Retype each line exactly. Skip images.

# DATA EXTRACT

********************

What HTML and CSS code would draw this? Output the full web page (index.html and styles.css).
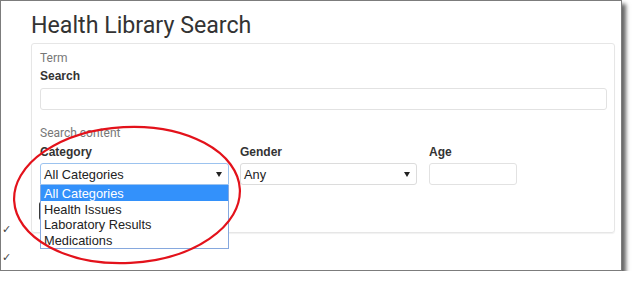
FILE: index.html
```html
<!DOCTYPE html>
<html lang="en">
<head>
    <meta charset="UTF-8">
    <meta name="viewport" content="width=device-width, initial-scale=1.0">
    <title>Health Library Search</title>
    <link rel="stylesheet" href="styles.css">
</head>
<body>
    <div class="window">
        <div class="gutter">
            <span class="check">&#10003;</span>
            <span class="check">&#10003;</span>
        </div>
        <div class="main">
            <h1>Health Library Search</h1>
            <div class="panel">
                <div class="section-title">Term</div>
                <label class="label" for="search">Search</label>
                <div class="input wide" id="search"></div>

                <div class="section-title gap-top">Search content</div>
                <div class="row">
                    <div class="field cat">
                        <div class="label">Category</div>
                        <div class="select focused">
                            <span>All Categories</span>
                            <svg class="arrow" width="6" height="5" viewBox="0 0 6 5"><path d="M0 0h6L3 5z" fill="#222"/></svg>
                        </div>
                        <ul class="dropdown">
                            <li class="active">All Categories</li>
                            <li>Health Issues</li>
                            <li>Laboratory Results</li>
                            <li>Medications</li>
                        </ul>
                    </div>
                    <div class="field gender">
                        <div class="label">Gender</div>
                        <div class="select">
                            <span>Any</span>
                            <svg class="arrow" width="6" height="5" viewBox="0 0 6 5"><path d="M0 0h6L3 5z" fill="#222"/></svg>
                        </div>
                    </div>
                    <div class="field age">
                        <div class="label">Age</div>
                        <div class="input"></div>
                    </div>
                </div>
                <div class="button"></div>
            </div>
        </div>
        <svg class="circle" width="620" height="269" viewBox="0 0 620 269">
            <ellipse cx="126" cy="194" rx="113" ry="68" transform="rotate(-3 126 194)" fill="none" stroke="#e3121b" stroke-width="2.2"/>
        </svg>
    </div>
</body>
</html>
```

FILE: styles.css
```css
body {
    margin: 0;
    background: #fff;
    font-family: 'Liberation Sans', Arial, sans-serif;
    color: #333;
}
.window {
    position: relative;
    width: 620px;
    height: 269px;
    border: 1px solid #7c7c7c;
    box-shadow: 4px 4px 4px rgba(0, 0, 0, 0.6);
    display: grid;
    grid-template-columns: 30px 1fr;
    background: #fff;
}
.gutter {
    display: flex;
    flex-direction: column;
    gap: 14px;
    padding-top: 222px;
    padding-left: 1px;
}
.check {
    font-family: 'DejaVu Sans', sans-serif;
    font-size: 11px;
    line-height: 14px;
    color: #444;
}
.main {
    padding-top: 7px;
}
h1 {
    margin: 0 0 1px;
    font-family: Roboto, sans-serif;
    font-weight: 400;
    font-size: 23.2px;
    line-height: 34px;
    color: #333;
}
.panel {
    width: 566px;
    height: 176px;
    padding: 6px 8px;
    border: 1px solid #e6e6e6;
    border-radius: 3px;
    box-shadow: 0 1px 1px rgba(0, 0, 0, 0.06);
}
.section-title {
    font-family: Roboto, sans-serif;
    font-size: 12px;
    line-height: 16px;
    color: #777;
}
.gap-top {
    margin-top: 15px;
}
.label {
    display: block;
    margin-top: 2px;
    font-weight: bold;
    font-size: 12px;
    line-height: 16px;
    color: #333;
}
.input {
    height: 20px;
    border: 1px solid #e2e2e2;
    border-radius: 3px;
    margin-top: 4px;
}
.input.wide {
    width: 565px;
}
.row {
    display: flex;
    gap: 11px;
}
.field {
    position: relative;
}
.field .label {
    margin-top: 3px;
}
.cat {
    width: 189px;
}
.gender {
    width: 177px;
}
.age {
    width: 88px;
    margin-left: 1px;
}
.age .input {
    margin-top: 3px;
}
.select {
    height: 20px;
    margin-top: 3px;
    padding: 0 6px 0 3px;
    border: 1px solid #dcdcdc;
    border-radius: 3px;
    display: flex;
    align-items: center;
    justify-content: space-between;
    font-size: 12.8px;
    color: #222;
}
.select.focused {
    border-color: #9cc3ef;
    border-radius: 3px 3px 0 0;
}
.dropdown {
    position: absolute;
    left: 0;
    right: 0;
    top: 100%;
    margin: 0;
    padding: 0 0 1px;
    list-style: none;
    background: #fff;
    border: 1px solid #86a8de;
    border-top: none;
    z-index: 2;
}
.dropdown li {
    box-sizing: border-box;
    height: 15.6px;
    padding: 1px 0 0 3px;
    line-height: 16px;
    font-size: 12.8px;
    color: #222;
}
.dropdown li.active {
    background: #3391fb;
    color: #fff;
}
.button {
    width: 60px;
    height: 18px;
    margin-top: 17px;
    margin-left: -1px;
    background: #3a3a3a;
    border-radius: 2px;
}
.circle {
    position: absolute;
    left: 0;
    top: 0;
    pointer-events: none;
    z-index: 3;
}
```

********************

# TASK RESPONSE
What HTML and CSS code would draw this? Output the full web page (index.html and styles.css).
FILE: index.html
```html
<!DOCTYPE html>
<html lang="en">
<head>
    <meta charset="UTF-8">
    <meta name="viewport" content="width=device-width, initial-scale=1.0">
    <title>Health Library Search</title>
    <link rel="stylesheet" href="styles.css">
</head>
<body>
    <div class="window">
        <div class="gutter">
            <span class="check">&#10003;</span>
            <span class="check">&#10003;</span>
        </div>
        <div class="main">
            <h1>Health Library Search</h1>
            <div class="panel">
                <div class="section-title">Term</div>
                <label class="label" for="search">Search</label>
                <div class="input wide" id="search"></div>

                <div class="section-title gap-top">Search content</div>
                <div class="row">
                    <div class="field cat">
                        <div class="label">Category</div>
                        <div class="select focused">
                            <span>All Categories</span>
                            <svg class="arrow" width="6" height="5" viewBox="0 0 6 5"><path d="M0 0h6L3 5z" fill="#222"/></svg>
                        </div>
                        <ul class="dropdown">
                            <li class="active">All Categories</li>
                            <li>Health Issues</li>
                            <li>Laboratory Results</li>
                            <li>Medications</li>
                        </ul>
                    </div>
                    <div class="field gender">
                        <div class="label">Gender</div>
                        <div class="select">
                            <span>Any</span>
                            <svg class="arrow" width="6" height="5" viewBox="0 0 6 5"><path d="M0 0h6L3 5z" fill="#222"/></svg>
                        </div>
                    </div>
                    <div class="field age">
                        <div class="label">Age</div>
                        <div class="input"></div>
                    </div>
                </div>
                <div class="button"></div>
            </div>
        </div>
        <svg class="circle" width="620" height="269" viewBox="0 0 620 269">
            <ellipse cx="126" cy="194" rx="113" ry="68" transform="rotate(-3 126 194)" fill="none" stroke="#e3121b" stroke-width="2.2"/>
        </svg>
    </div>
</body>
</html>
```

FILE: styles.css
```css
body {
    margin: 0;
    background: #fff;
    font-family: 'Liberation Sans', Arial, sans-serif;
    color: #333;
}
.window {
    position: relative;
    width: 620px;
    height: 269px;
    border: 1px solid #7c7c7c;
    box-shadow: 4px 4px 4px rgba(0, 0, 0, 0.6);
    display: grid;
    grid-template-columns: 30px 1fr;
    background: #fff;
}
.gutter {
    display: flex;
    flex-direction: column;
    gap: 14px;
    padding-top: 222px;
    padding-left: 1px;
}
.check {
    font-family: 'DejaVu Sans', sans-serif;
    font-size: 11px;
    line-height: 14px;
    color: #444;
}
.main {
    padding-top: 7px;
}
h1 {
    margin: 0 0 1px;
    font-family: Roboto, sans-serif;
    font-weight: 400;
    font-size: 23.2px;
    line-height: 34px;
    color: #333;
}
.panel {
    width: 566px;
    height: 176px;
    padding: 6px 8px;
    border: 1px solid #e6e6e6;
    border-radius: 3px;
    box-shadow: 0 1px 1px rgba(0, 0, 0, 0.06);
}
.section-title {
    font-family: Roboto, sans-serif;
    font-size: 12px;
    line-height: 16px;
    color: #777;
}
.gap-top {
    margin-top: 15px;
}
.label {
    display: block;
    margin-top: 2px;
    font-weight: bold;
    font-size: 12px;
    line-height: 16px;
    color: #333;
}
.input {
    height: 20px;
    border: 1px solid #e2e2e2;
    border-radius: 3px;
    margin-top: 4px;
}
.input.wide {
    width: 565px;
}
.row {
    display: flex;
    gap: 11px;
}
.field {
    position: relative;
}
.field .label {
    margin-top: 3px;
}
.cat {
    width: 189px;
}
.gender {
    width: 177px;
}
.age {
    width: 88px;
    margin-left: 1px;
}
.age .input {
    margin-top: 3px;
}
.select {
    height: 20px;
    margin-top: 3px;
    padding: 0 6px 0 3px;
    border: 1px solid #dcdcdc;
    border-radius: 3px;
    display: flex;
    align-items: center;
    justify-content: space-between;
    font-size: 12.8px;
    color: #222;
}
.select.focused {
    border-color: #9cc3ef;
    border-radius: 3px 3px 0 0;
}
.dropdown {
    position: absolute;
    left: 0;
    right: 0;
    top: 100%;
    margin: 0;
    padding: 0 0 1px;
    list-style: none;
    background: #fff;
    border: 1px solid #86a8de;
    border-top: none;
    z-index: 2;
}
.dropdown li {
    box-sizing: border-box;
    height: 15.6px;
    padding: 1px 0 0 3px;
    line-height: 16px;
    font-size: 12.8px;
    color: #222;
}
.dropdown li.active {
    background: #3391fb;
    color: #fff;
}
.button {
    width: 60px;
    height: 18px;
    margin-top: 17px;
    margin-left: -1px;
    background: #3a3a3a;
    border-radius: 2px;
}
.circle {
    position: absolute;
    left: 0;
    top: 0;
    pointer-events: none;
    z-index: 3;
}
```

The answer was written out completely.